At the previous meeting with his Russian counterpart Vladimir Putin on the sidelines of the CSTO informal summit in Bishkek Emomali Rakhmon concerned over possible threat that would emanate from Afghanistan after the pullout of NATO’s troops requested Moscow to speed up the issuance of a 200-million-dollar loan. The latter promised to give it for the Tajik army’s modernization. But having received no prompt answer from Russia, Rakhmon started talks with the U.S.

At the meeting with U. S. General Lloyd James Austin the Tajik leader discussed regional security and the strengthening of the Afghan-Tajik border that the U.S. had de-facto been improving since 2005. He also focused on material and technical support for Tajikistan’s military and special units.

An expert for Central Asia and the Middle East, Alexander Knyazev, told Nezavisimaya Gazeta that “it appears that President Rakhmon has not grasped that the multi-vector policy is for strong and clever, while this does not concern his regime.”

The political scientist believes that Moscow should refrain from providing any guarantees to the Tajik president. “A real focus on Russia has not been seen in his policy for fifteen years, soon after Moscow helped him to come to power, to establish a truce with the opposition and to stop civil war,” he said. “It seems that the Russian side should work more with the Tajik opposition, the more so it has much more opportunities for this than Washington or London.

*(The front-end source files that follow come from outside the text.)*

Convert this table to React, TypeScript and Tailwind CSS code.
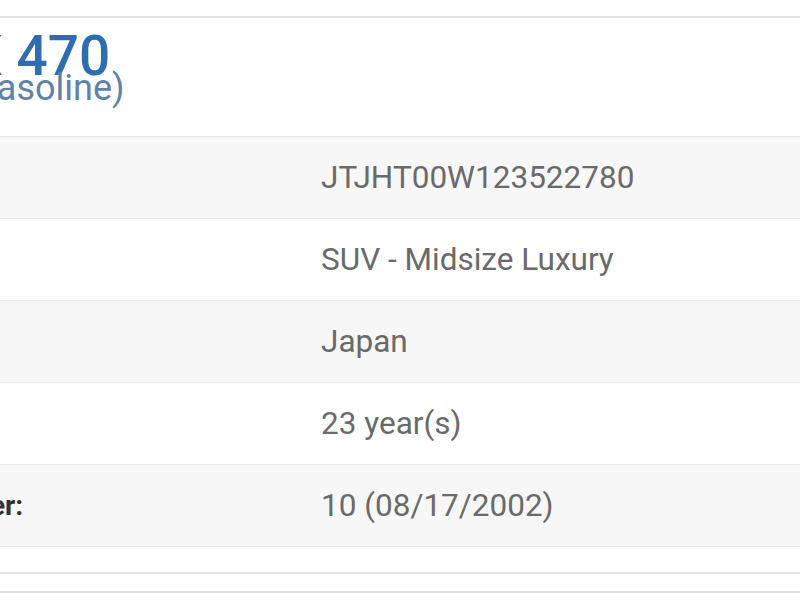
const rows = [
  { label: 'VIN:', value: 'JTJHT00W123522780', shaded: true },
  { label: 'Class:', value: 'SUV - Midsize Luxury', shaded: false },
  { label: 'Made In:', value: 'Japan', shaded: true },
  { label: 'Age:', value: '23 year(s)', shaded: false },
  { label: 'Records Number:', value: '10 (08/17/2002)', shaded: true },
]

export default function App() {
  return (
    <div className="w-[800px] h-[600px] overflow-hidden bg-white font-['Roboto',sans-serif]">
      <div className="pt-4">
        <div className="border-t-2 border-[#e2e2e2]">
          <div className="pt-[18px] pb-[35px] whitespace-nowrap">
            <h1 className="-ml-[221px] text-[55px] leading-[40px] font-medium text-[#2f6db2]">
              Lexus LX 470
            </h1>
            <p className="-ml-[40px] text-[36px] leading-[25px] text-[#5f82a8]">
              (Gasoline)
            </p>
          </div>

          <div className="-ml-[216px] w-[1016px] border-t border-[#e6e6e6]">
            {rows.map((r) => (
              <div
                key={r.label}
                className={`grid grid-cols-[517px_1fr] items-center h-[82px] border-b border-[#e8e8e8] text-[31.5px] whitespace-nowrap ${r.shaded ? 'bg-[#f7f7f7]' : 'bg-white'}`}
              >
                <div className="pl-5 font-bold text-[28px] text-[#333]">{r.label}</div>
                <div className="pl-5 text-[#6a6a6a]">{r.value}</div>
              </div>
            ))}
          </div>

          <div className="h-[25px]" />
          <div className="border-t-2 border-[#e2e2e2] h-[19px]" />
          <div className="border-t-2 border-[#e2e2e2]" />
        </div>
      </div>
    </div>
  )
}
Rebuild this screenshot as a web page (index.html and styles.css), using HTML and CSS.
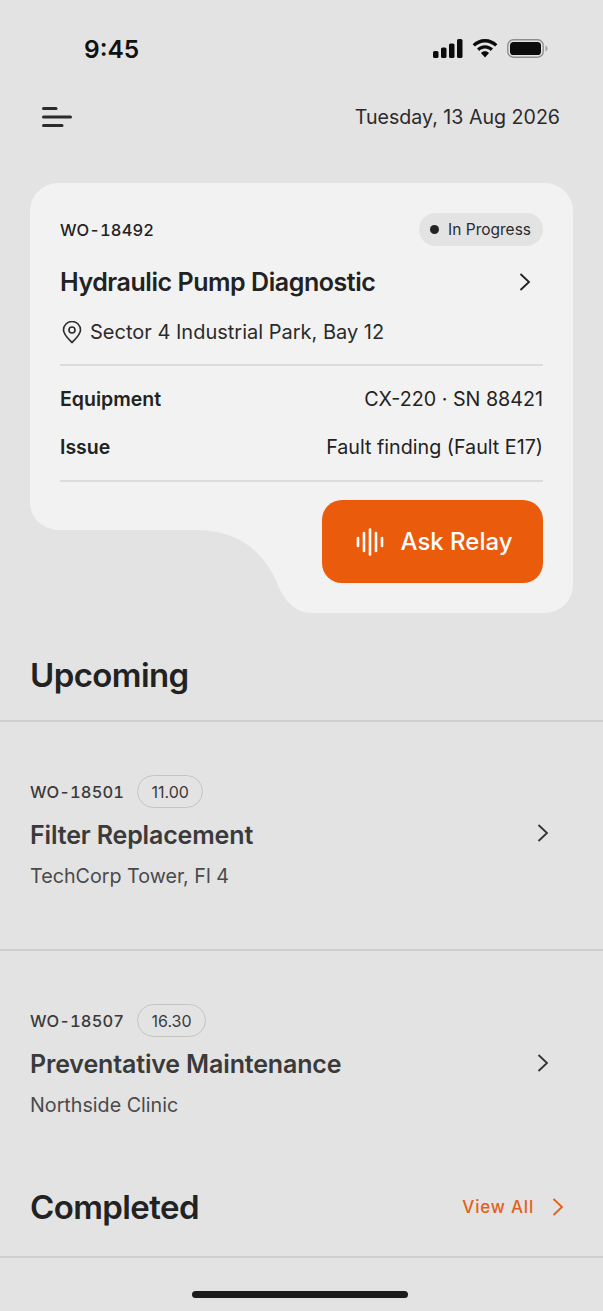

But a circle of these opportunities is rapidly narrowing.”

Knyazev noted that Russia’s policy in relation to Tajikistan that strongly reminds the situation with neighboring Kyrgyzstan remains one-sided. “May be, Rakhmon will win this election through the use of force and administrative resource, but this does not mean that he will retain his presidential office for the whole seven-year period,” he said. “If Russia directly or indirectly demonstrates its support for Rakhmon, it will lose the Tajik society and this time, probably, forever.”